- _Task directions_: Gather all lines with the word "screenshot" in them.

- _Data listing_:
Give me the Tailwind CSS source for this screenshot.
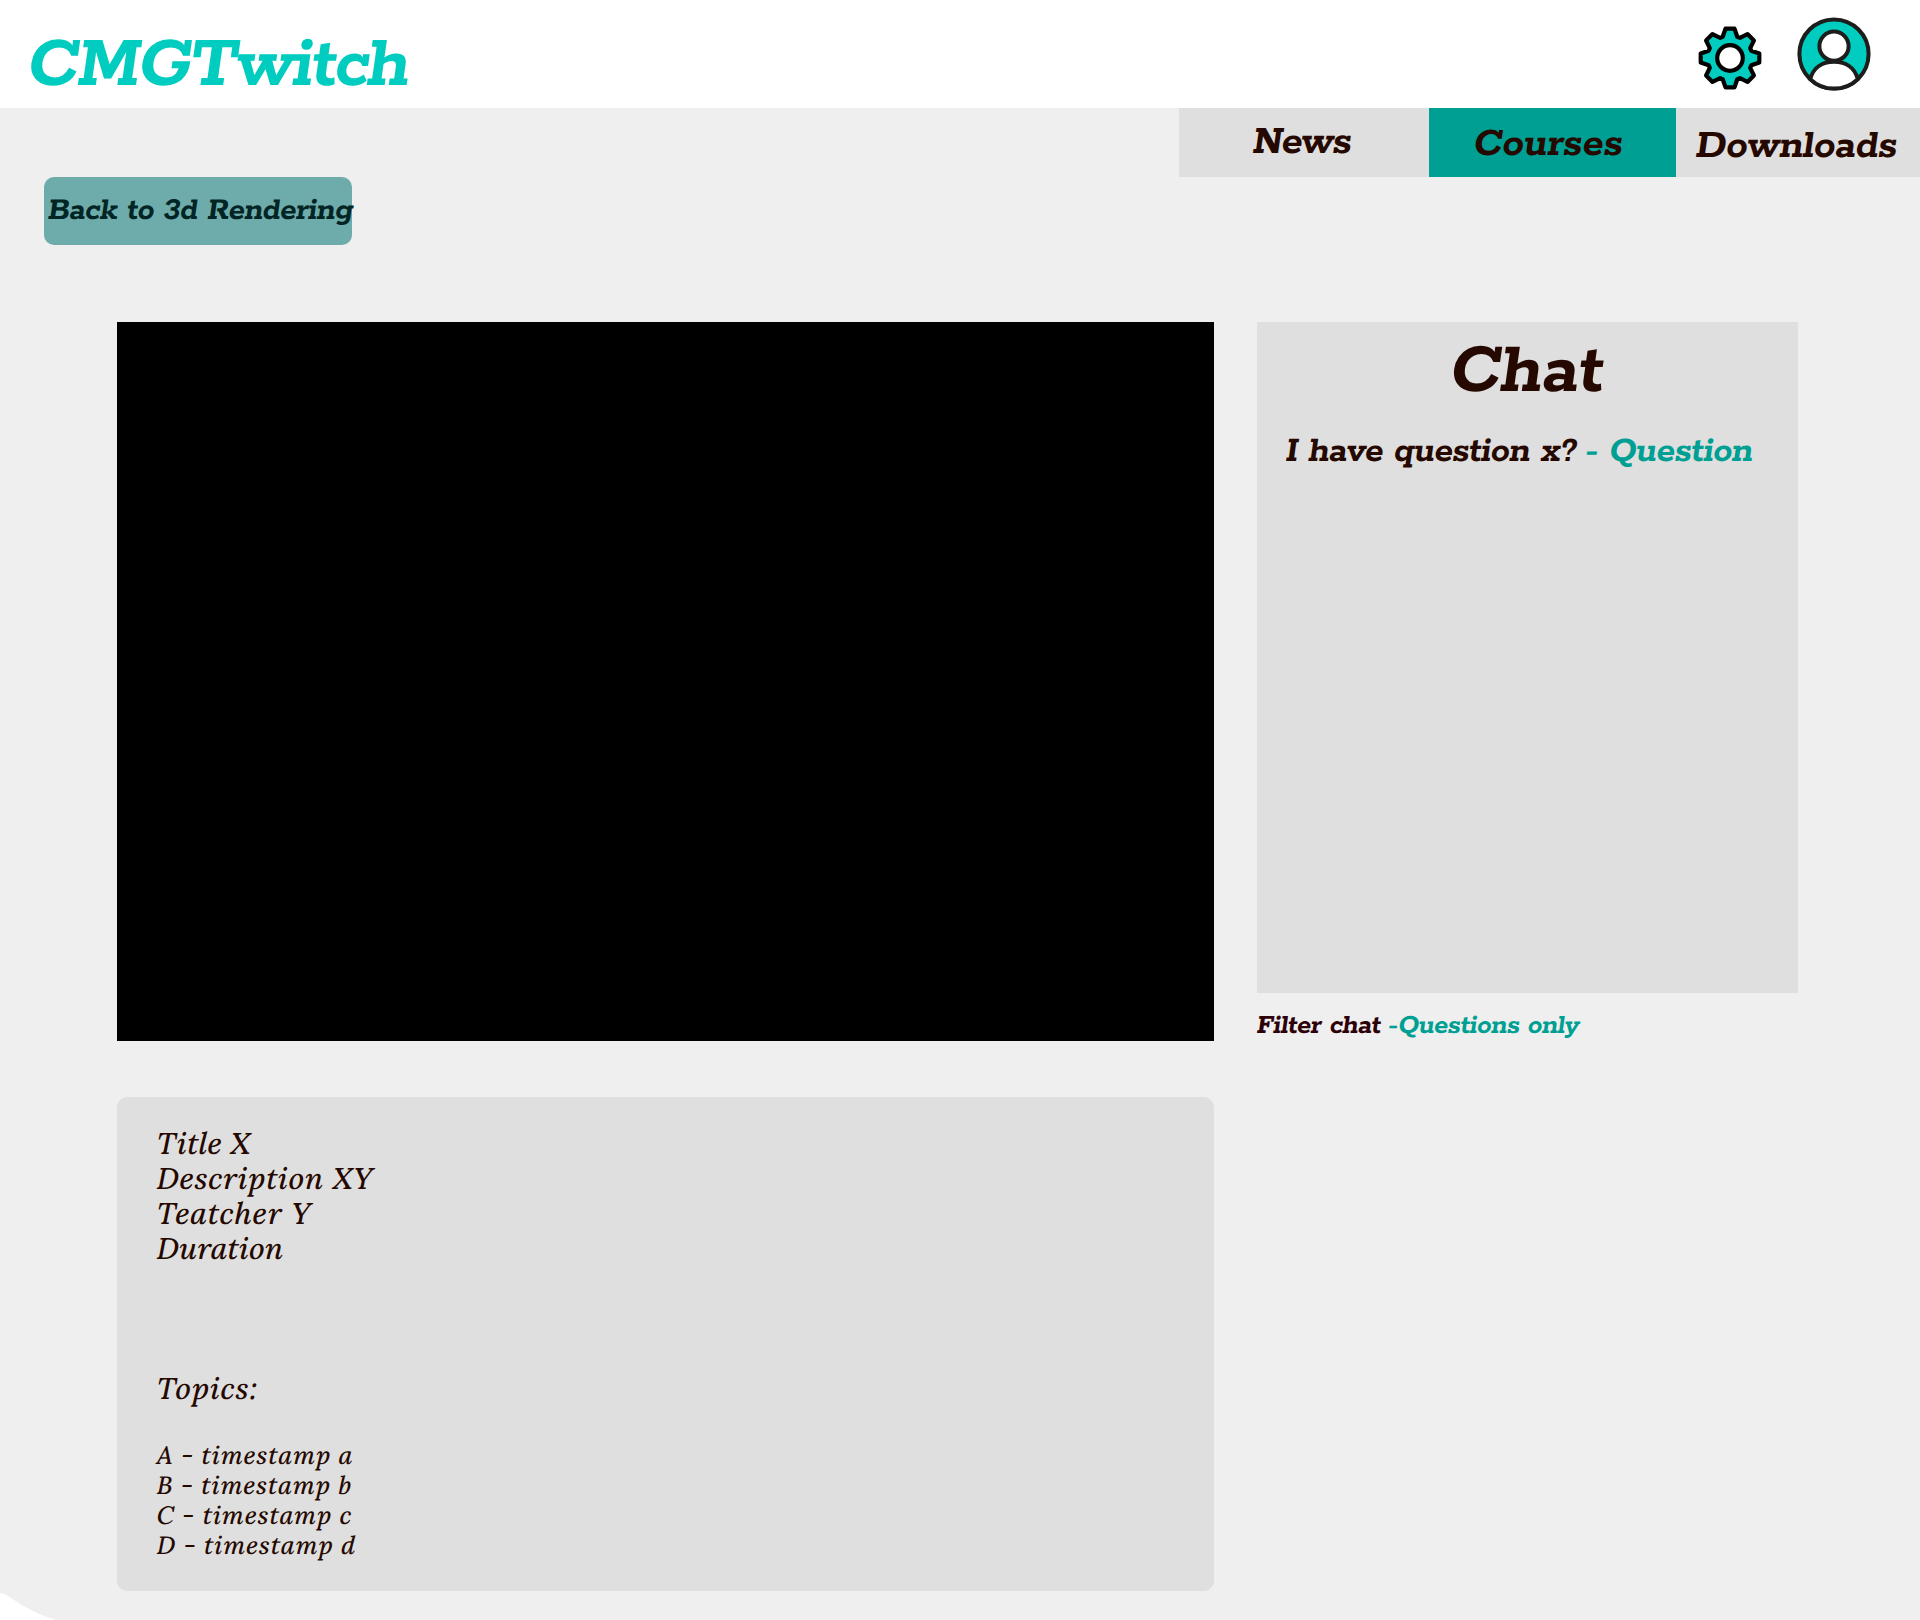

* * *

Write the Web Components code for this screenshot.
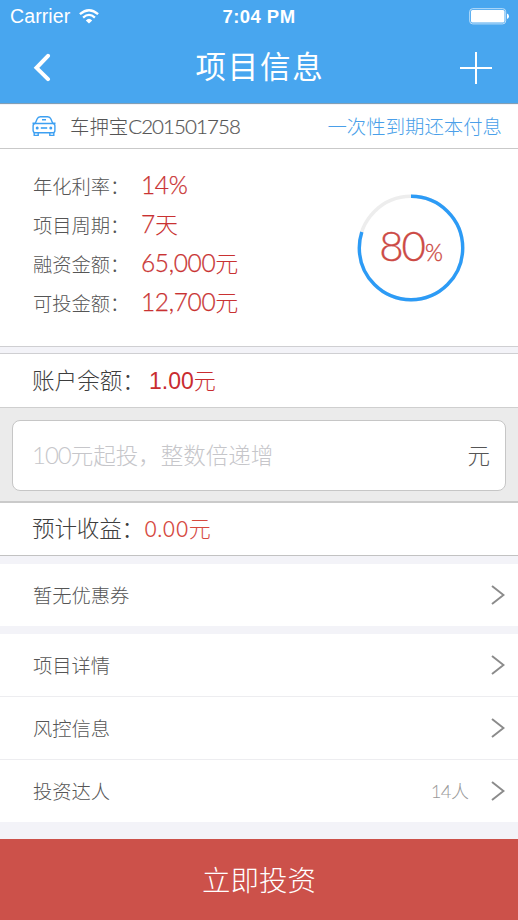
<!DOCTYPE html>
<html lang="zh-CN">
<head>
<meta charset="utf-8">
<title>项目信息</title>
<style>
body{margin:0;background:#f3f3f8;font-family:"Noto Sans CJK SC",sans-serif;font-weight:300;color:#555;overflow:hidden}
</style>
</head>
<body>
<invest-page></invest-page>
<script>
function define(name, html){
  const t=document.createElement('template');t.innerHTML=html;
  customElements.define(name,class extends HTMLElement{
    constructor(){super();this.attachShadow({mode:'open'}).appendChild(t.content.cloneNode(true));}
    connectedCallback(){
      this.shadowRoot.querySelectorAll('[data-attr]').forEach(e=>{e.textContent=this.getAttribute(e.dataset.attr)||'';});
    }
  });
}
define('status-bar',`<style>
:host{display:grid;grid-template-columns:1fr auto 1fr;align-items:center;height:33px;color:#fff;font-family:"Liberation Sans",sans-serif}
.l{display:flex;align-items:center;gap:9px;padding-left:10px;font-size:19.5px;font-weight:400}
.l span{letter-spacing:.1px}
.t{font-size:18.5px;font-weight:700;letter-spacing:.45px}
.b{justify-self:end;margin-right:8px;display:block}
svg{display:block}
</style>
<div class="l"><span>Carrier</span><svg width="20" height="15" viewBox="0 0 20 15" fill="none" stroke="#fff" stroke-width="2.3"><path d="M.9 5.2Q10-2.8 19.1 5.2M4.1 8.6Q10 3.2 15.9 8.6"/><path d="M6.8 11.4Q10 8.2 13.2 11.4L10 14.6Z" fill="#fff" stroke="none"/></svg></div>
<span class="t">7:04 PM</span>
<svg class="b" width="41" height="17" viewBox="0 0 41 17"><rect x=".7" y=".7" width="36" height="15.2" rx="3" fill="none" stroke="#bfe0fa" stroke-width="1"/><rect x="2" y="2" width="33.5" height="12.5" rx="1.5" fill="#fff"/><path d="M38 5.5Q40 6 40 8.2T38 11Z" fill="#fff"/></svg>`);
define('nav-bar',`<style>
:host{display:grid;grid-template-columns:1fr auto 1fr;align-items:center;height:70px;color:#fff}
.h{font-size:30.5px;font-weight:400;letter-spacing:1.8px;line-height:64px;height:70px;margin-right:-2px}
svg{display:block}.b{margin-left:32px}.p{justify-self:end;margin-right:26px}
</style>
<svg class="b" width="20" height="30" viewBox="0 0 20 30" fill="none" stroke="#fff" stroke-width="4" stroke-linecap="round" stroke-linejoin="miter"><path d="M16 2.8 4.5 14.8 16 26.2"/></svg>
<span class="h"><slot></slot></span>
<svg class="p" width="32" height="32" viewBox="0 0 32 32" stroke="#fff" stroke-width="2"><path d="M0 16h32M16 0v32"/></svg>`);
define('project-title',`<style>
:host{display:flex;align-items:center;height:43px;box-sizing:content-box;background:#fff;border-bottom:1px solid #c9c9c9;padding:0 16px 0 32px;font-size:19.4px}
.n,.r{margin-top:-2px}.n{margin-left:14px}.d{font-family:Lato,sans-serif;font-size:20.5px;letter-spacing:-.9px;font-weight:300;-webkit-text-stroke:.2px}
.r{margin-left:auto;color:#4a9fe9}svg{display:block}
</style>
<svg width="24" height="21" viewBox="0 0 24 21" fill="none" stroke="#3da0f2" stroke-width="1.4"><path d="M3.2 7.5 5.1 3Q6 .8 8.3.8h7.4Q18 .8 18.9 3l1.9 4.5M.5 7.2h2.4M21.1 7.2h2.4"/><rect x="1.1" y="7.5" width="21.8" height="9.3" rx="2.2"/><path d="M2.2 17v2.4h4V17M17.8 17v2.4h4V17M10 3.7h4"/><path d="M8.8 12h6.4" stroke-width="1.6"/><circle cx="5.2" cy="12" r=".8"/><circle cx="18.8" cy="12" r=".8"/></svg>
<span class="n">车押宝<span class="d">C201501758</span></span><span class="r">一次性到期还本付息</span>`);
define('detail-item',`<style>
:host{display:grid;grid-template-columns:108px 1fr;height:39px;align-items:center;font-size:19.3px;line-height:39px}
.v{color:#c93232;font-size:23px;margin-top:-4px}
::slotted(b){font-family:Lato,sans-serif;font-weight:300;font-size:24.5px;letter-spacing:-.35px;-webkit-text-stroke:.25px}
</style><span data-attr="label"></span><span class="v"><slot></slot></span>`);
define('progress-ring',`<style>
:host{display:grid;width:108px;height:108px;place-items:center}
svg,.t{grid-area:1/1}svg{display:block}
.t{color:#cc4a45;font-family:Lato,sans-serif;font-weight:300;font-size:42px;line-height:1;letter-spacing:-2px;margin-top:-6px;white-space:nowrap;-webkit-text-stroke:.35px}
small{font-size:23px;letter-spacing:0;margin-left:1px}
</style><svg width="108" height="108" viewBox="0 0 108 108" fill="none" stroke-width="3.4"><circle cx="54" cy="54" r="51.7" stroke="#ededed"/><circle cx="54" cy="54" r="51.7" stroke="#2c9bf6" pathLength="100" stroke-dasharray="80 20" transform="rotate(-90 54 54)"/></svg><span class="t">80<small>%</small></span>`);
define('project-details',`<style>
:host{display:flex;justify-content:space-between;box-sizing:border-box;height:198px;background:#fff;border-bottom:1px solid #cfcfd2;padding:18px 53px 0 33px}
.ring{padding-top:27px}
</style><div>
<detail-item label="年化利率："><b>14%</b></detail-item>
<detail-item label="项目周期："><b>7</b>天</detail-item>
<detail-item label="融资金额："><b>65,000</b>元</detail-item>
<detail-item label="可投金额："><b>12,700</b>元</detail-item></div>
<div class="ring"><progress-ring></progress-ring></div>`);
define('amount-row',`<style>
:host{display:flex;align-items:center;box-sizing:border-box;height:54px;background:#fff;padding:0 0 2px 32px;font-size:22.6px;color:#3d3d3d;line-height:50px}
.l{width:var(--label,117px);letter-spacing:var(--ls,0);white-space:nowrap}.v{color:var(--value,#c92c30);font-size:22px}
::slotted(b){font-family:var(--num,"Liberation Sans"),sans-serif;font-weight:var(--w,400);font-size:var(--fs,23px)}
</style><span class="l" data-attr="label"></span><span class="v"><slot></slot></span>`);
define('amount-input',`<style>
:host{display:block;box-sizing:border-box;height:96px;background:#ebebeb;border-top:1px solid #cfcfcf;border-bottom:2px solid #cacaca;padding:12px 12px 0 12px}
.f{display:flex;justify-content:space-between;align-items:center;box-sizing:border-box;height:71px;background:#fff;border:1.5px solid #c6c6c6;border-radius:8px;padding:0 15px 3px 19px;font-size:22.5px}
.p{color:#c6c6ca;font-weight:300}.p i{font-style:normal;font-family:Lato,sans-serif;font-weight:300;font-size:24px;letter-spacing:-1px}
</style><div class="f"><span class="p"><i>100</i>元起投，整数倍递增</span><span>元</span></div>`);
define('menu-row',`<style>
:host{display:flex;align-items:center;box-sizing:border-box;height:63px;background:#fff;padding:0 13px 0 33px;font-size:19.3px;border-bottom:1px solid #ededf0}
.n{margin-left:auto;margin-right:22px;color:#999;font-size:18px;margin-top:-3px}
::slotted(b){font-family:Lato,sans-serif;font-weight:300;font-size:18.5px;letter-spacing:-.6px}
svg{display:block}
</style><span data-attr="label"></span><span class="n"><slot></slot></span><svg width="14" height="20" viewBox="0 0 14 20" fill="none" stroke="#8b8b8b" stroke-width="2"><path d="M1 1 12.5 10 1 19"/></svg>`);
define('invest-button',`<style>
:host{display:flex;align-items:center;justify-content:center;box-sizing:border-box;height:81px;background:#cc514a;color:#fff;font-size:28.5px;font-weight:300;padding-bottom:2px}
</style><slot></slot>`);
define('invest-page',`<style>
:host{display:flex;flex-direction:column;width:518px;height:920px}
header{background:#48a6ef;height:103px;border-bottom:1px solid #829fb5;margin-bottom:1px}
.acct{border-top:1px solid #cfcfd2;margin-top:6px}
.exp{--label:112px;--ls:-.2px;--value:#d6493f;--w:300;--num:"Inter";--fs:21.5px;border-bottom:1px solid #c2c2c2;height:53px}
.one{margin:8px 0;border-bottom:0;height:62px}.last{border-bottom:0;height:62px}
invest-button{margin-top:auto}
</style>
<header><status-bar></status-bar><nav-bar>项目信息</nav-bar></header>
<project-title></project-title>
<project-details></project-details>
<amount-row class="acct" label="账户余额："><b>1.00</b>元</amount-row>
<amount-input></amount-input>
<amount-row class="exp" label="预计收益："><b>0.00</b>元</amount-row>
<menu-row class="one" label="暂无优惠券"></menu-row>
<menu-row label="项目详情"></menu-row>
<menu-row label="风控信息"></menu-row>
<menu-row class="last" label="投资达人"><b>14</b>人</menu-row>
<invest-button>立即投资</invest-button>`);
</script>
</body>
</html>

...

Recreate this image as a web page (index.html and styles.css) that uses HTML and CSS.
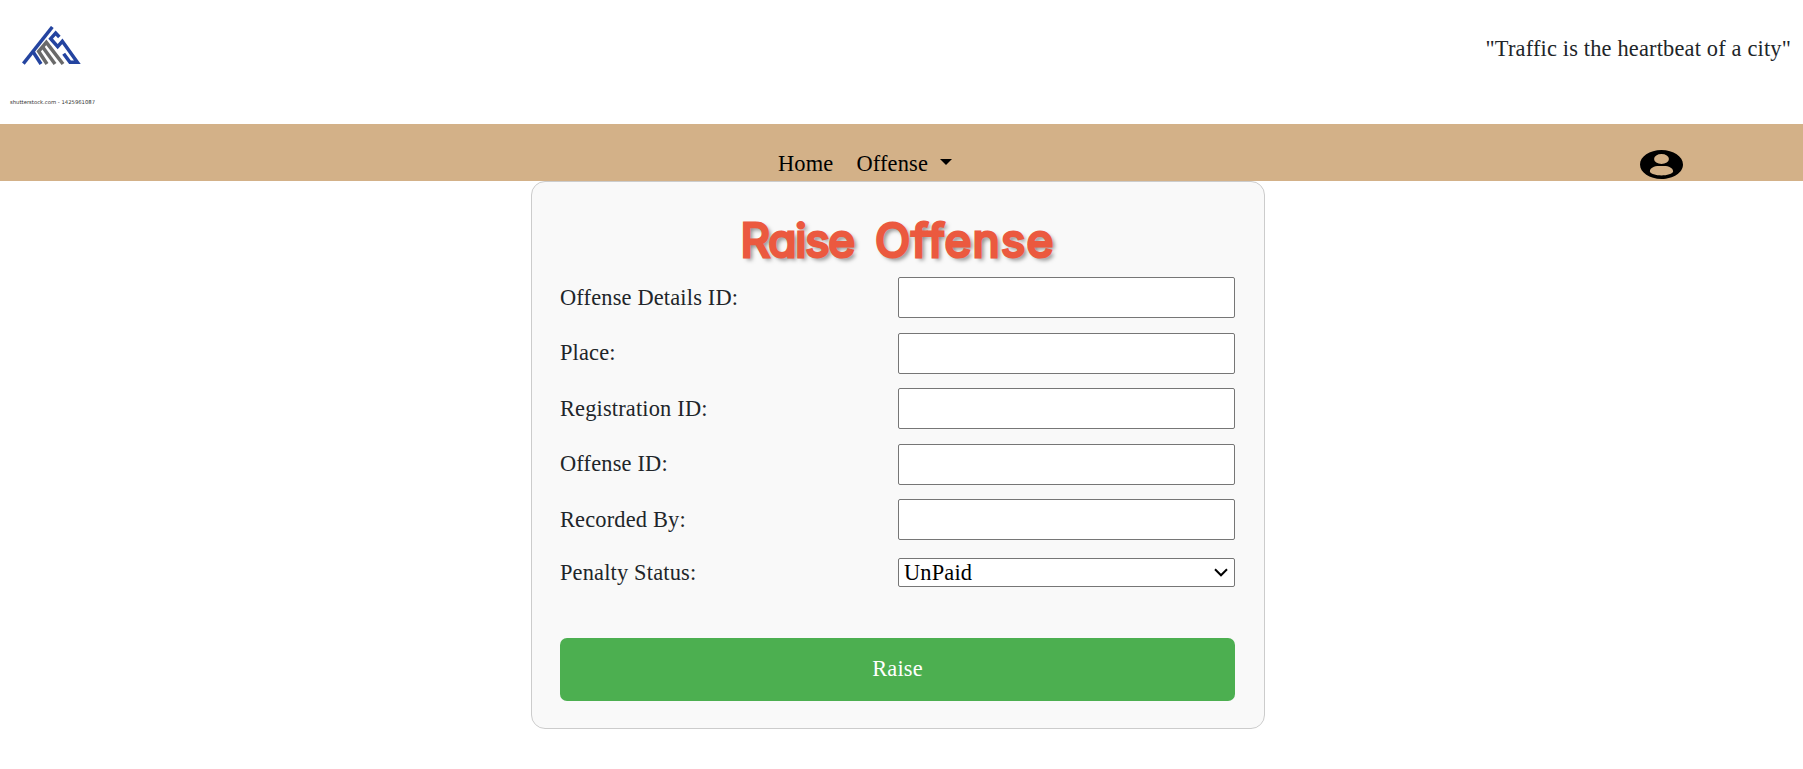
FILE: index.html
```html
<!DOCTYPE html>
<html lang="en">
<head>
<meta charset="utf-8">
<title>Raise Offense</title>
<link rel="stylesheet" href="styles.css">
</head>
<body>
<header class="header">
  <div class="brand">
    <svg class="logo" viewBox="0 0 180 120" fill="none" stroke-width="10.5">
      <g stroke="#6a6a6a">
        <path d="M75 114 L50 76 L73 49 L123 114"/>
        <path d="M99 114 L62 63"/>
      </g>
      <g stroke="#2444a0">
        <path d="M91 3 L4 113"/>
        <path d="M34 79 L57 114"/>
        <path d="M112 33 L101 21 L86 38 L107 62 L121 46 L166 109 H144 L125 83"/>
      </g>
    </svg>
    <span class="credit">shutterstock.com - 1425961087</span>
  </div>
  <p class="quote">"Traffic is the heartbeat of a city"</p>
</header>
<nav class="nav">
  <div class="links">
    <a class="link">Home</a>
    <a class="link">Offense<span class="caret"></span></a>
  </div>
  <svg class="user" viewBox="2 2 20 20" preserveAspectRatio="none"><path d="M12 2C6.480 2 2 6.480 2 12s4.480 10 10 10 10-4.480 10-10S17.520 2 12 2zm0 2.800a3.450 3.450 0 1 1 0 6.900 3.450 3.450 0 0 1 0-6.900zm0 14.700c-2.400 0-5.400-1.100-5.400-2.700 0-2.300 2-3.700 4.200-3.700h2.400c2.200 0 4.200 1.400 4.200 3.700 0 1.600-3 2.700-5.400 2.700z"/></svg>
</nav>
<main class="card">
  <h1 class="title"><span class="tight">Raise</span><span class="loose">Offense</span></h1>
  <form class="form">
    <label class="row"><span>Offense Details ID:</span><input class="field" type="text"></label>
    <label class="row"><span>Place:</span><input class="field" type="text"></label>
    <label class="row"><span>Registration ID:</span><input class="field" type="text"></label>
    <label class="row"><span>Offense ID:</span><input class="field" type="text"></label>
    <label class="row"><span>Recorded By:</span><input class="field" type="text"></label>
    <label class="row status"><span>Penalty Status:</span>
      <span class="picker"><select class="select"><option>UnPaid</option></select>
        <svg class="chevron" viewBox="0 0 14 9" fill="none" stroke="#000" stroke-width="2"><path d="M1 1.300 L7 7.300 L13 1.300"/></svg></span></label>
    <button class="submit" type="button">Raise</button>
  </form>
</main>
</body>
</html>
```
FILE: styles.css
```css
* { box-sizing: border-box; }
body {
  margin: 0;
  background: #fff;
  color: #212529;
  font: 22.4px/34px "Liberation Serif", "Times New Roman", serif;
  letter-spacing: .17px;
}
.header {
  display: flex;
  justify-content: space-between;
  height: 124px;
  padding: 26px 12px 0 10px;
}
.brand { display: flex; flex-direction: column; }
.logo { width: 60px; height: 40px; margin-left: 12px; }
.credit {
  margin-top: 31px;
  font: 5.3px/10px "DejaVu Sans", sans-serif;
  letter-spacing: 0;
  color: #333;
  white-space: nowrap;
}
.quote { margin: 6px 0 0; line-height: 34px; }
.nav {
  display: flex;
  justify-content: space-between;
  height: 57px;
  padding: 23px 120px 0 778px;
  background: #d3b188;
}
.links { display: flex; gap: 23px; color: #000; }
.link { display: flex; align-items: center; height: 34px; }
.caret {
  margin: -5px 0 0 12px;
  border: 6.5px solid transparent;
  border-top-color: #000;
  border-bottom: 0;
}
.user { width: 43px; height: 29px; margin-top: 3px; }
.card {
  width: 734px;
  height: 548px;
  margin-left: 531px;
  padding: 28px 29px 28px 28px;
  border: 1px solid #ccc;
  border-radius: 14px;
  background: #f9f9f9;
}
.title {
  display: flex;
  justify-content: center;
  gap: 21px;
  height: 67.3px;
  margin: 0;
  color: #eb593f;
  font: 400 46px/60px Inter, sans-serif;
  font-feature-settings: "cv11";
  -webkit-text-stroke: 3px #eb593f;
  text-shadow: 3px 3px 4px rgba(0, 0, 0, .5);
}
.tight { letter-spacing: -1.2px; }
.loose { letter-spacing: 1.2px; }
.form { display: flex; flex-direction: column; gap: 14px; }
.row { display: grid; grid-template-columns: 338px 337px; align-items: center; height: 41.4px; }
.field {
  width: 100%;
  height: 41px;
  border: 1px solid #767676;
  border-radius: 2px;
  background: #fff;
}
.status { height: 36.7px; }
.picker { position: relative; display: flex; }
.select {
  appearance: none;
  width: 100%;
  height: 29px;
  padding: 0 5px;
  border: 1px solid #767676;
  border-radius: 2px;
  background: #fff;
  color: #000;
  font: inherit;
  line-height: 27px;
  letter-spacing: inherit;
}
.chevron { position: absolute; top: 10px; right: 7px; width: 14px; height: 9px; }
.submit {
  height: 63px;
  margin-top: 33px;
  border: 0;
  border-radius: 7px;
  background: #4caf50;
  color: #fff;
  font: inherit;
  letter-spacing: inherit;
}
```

- _Final result_:
Give me the Tailwind CSS source for this screenshot.
Write the Web Components code for this screenshot.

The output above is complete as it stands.